Après plusieurs mois de recherches infructueuses, je
découvris l’acte de naissance de Maria sous le numéro 290, recopié à la
main d’une écriture ronde, il précisait : « L’an mil neuf cent six, le vingt-sept janvier, à trois heures et demi
du soir acte de naissance de Maria Silberstein du sexe féminin, née hier matin
à huit heures, rue de Picpus, 76 : fille de Salomon Silberstein, âgé de
vingt neuf ans, tailleur, et de Anna Schmeiss âgée de vingt-huit ans, ménagère,
mariés, domiciliés rue des Rosiers 22.. .. » Suivi du nom des
signataires de l’acte.
En marge de l’acte, deux ajouts, l’un porte le numéro
2348 - Mariée à Paris troisième
arrondissement le vingt-six février mil neuf cent vingt-cinq avec Rafaël
PODCHLEBNIK et l’autre 335- Décédée à
Drancy (Seine) le vingt-neuf juillet 1942, la suite est illisible.

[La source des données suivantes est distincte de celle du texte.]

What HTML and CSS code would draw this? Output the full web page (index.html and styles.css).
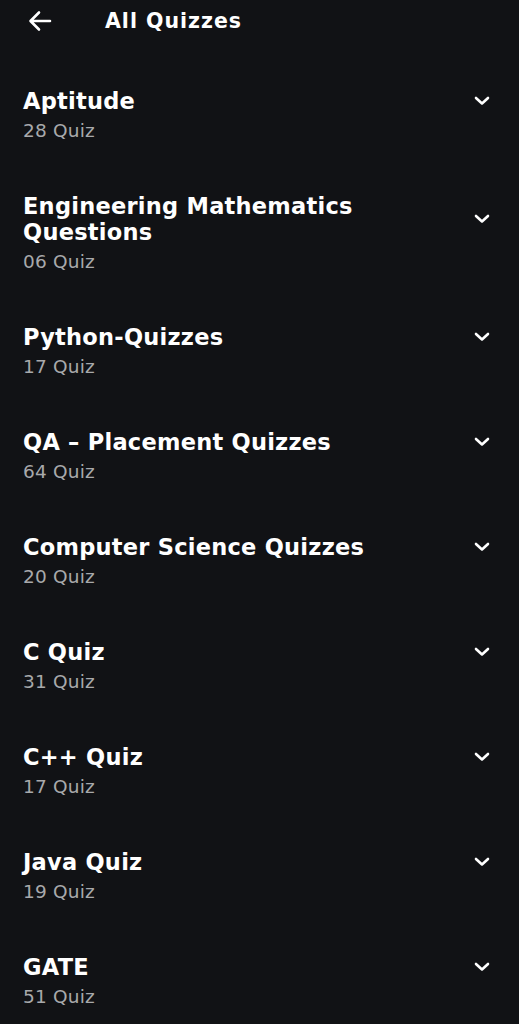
FILE: index.html
```html
<!DOCTYPE html>
<html>
<head>
<meta charset="utf-8">
<link rel="stylesheet" href="styles.css">
</head>
<body>
<header class="topbar">
  <svg class="back" width="24" height="22" viewBox="0 0 24 22"><path d="M22 11H3M11 2.5L2.5 11 11 19.5" fill="none" stroke="#fff" stroke-width="2.6" stroke-linecap="round" stroke-linejoin="round"/></svg>
  <h1 class="title">All Quizzes</h1>
</header>
<ul class="list">
  <li class="item"><div class="text"><div class="name">Aptitude</div><div class="count">28 Quiz</div></div><svg class="chev" width="16" height="10" viewBox="0 0 16 10"><path d="M2 2l6 5.5L14 2" fill="none" stroke="#fff" stroke-width="2.6" stroke-linecap="round" stroke-linejoin="round"/></svg></li>
  <li class="item"><div class="text"><div class="name">Engineering Mathematics Questions</div><div class="count">06 Quiz</div></div><svg class="chev" width="16" height="10" viewBox="0 0 16 10"><path d="M2 2l6 5.5L14 2" fill="none" stroke="#fff" stroke-width="2.6" stroke-linecap="round" stroke-linejoin="round"/></svg></li>
  <li class="item"><div class="text"><div class="name">Python-Quizzes</div><div class="count">17 Quiz</div></div><svg class="chev" width="16" height="10" viewBox="0 0 16 10"><path d="M2 2l6 5.5L14 2" fill="none" stroke="#fff" stroke-width="2.6" stroke-linecap="round" stroke-linejoin="round"/></svg></li>
  <li class="item"><div class="text"><div class="name">QA – Placement Quizzes</div><div class="count">64 Quiz</div></div><svg class="chev" width="16" height="10" viewBox="0 0 16 10"><path d="M2 2l6 5.5L14 2" fill="none" stroke="#fff" stroke-width="2.6" stroke-linecap="round" stroke-linejoin="round"/></svg></li>
  <li class="item"><div class="text"><div class="name">Computer Science Quizzes</div><div class="count">20 Quiz</div></div><svg class="chev" width="16" height="10" viewBox="0 0 16 10"><path d="M2 2l6 5.5L14 2" fill="none" stroke="#fff" stroke-width="2.6" stroke-linecap="round" stroke-linejoin="round"/></svg></li>
  <li class="item"><div class="text"><div class="name">C Quiz</div><div class="count">31 Quiz</div></div><svg class="chev" width="16" height="10" viewBox="0 0 16 10"><path d="M2 2l6 5.5L14 2" fill="none" stroke="#fff" stroke-width="2.6" stroke-linecap="round" stroke-linejoin="round"/></svg></li>
  <li class="item"><div class="text"><div class="name">C++ Quiz</div><div class="count">17 Quiz</div></div><svg class="chev" width="16" height="10" viewBox="0 0 16 10"><path d="M2 2l6 5.5L14 2" fill="none" stroke="#fff" stroke-width="2.6" stroke-linecap="round" stroke-linejoin="round"/></svg></li>
  <li class="item"><div class="text"><div class="name">Java Quiz</div><div class="count">19 Quiz</div></div><svg class="chev" width="16" height="10" viewBox="0 0 16 10"><path d="M2 2l6 5.5L14 2" fill="none" stroke="#fff" stroke-width="2.6" stroke-linecap="round" stroke-linejoin="round"/></svg></li>
  <li class="item"><div class="text"><div class="name">GATE</div><div class="count">51 Quiz</div></div><svg class="chev" width="16" height="10" viewBox="0 0 16 10"><path d="M2 2l6 5.5L14 2" fill="none" stroke="#fff" stroke-width="2.6" stroke-linecap="round" stroke-linejoin="round"/></svg></li>
</ul>
</body>
</html>
```
FILE: styles.css
```css
html, body {
  margin: 0;
  padding: 0;
  background: #111215;
  color: #fff;
  font-family: "DejaVu Sans", "Liberation Sans", sans-serif;
}
.topbar {
  display: flex;
  align-items: center;
  height: 42px;
  padding-left: 28px;
}
.back {
  display: block;
  flex: none;
}
.title {
  margin: 0 0 0 53px;
  font-size: 20.5px;
  font-weight: 700;
  letter-spacing: 1px;
  line-height: 44px;
}
.list {
  list-style: none;
  margin: 0;
  padding: 21px 0 0 0;
}
.item {
  display: flex;
  align-items: center;
  padding: 25px 29px 26px 23px;
}
.text {
  flex: 1;
  min-width: 0;
}
.name {
  font-size: 22.5px;
  font-weight: 700;
  letter-spacing: 0.25px;
  line-height: 26px;
}
.count {
  margin-top: 6px;
  font-size: 18.5px;
  letter-spacing: 0.2px;
  line-height: 22px;
  color: #a8a9ab;
}
.chev {
  display: block;
  flex: none;
  margin-top: -28px;
}
```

Ces annotations datent de 1962 et plus précisément du
10/9/1962 inscrit en regard de ces mentions.
Je me suis étonnée qu’elle soit morte à Drancy et en
fut presque soulagée songeant qu’elle avait échappé à l’enfer de la déportation
vers les camps, mais ce soulagement fut de courte durée car je compris un peu
plus tard qu’il s’agissait d’une indication erronée.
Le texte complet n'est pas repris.